Questo contesto storico evidenzia come la prostituzione fosse una pratica radicata nella società giapponese, spesso tollerata e regolamentata dalle autorità. Ciò ha influenzato la percezione delle donne di conforto, contribuendo a una narrazione che minimizza la coercizione e sottolinea la presunta volontarietà delle donne coinvolte.
L'influenza dello Shintoismo sul ruolo delle donne
Lo Shintoismo, religione indigena del Giappone, ha storicamente attribuito alle donne ruoli spirituali significativi. Le miko, o sacerdotesse, erano considerate intermediari tra gli dei e gli uomini. Tuttavia, con l'introduzione del Buddhismo e del Confucianesimo, il ruolo delle donne nella religione e nella società giapponese si è ridotto, portando a una maggiore subordinazione femminile.

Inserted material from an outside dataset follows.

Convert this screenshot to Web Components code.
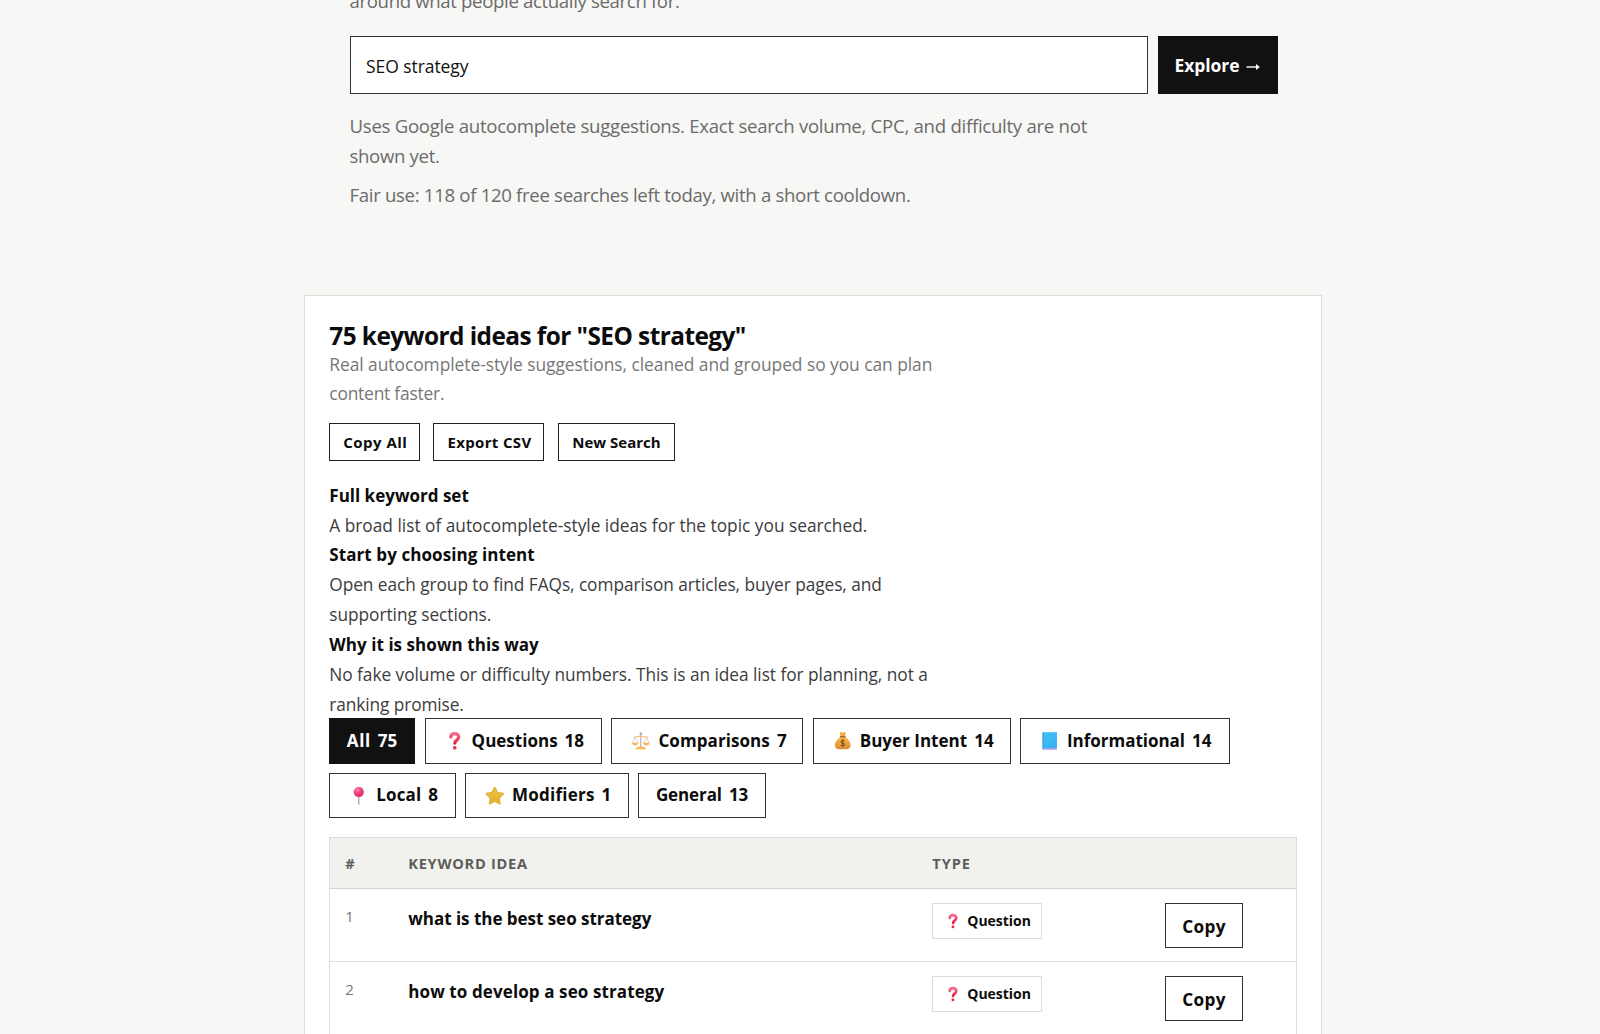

Dopo la Seconda Guerra Mondiale, il divieto per le donne di diventare sacerdotesse shintoiste fu revocato, ma la loro presenza rimane limitata. Oggi, circa il 10% dei sacerdoti shintoisti sono donne, e molte di loro sono mogli o figlie di sacerdoti maschi.
Questa evoluzione riflette le tensioni tra le tradizioni religiose e le dinamiche sociali, influenzando la percezione del ruolo delle donne nella società giapponese. La marginalizzazione delle donne nelle pratiche religiose ha contribuito a una visione patriarcale che ha facilitato la giustificazione di pratiche come il sistema delle donne di conforto.
Il dibattito sulle donne di conforto evidenzia la complessità della memoria storica e l'importanza di un'analisi critica delle fonti e delle narrazioni. Le interpretazioni di Hata e Ramseyer rappresentano tentativi di rivedere la storia, spesso minimizzando le sofferenze delle vittime. Tuttavia, è fondamentale riconoscere il contesto storico della prostituzione in Giappone e l'influenza dello Shintoismo sul ruolo delle donne per comprendere appieno le dinamiche che hanno portato alla creazione e alla perpetuazione del sistema delle donne di conforto.